_Aim_
Extract, in full, the lines below, beginning at the first and ending with the line that contains "Alex', 'Ron, alexander']". Pictures do not belong in the copy.

_Available data_

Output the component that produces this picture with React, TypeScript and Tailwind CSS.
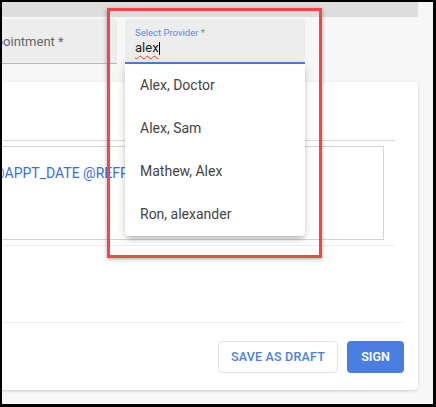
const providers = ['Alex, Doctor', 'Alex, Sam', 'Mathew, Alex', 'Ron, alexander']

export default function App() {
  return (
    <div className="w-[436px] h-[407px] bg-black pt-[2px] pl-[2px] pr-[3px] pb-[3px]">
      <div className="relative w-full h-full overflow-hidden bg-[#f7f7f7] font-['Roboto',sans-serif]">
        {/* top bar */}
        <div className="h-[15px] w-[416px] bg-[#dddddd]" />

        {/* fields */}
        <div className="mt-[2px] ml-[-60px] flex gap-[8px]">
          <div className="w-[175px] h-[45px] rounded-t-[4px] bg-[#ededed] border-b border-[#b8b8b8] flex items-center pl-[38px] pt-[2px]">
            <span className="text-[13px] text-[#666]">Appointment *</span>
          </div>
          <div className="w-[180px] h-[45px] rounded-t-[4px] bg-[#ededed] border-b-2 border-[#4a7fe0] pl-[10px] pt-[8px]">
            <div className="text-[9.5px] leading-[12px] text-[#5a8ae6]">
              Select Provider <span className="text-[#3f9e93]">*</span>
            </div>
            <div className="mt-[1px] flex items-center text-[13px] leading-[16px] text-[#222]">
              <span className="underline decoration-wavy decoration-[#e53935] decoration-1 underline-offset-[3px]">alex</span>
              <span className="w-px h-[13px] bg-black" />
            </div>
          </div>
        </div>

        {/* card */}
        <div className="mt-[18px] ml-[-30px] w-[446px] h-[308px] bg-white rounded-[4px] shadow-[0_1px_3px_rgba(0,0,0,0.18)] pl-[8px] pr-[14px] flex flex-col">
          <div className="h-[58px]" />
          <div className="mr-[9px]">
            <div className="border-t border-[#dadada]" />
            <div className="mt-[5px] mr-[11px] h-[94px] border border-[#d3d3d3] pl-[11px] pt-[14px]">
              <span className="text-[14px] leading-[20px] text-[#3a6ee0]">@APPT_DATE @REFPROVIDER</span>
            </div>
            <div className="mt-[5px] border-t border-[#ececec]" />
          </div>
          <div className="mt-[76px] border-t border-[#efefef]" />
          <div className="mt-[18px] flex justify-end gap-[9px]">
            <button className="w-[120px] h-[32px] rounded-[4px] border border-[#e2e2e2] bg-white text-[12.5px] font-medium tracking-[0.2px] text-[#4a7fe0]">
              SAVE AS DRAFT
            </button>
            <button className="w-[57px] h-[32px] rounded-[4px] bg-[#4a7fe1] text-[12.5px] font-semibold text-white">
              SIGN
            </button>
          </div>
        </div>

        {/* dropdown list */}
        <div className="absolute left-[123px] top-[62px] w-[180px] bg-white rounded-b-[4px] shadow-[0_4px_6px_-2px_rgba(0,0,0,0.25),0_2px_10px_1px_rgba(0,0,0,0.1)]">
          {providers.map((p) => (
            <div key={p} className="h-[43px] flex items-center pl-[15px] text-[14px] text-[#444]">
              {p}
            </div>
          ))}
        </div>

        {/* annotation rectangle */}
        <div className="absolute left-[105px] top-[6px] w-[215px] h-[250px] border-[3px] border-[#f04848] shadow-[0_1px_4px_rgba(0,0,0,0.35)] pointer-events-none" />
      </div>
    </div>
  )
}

_Solution to this problem_
Output the component that produces this picture with React, TypeScript and Tailwind CSS.
const providers = ['Alex, Doctor', 'Alex, Sam', 'Mathew, Alex', 'Ron, alexander']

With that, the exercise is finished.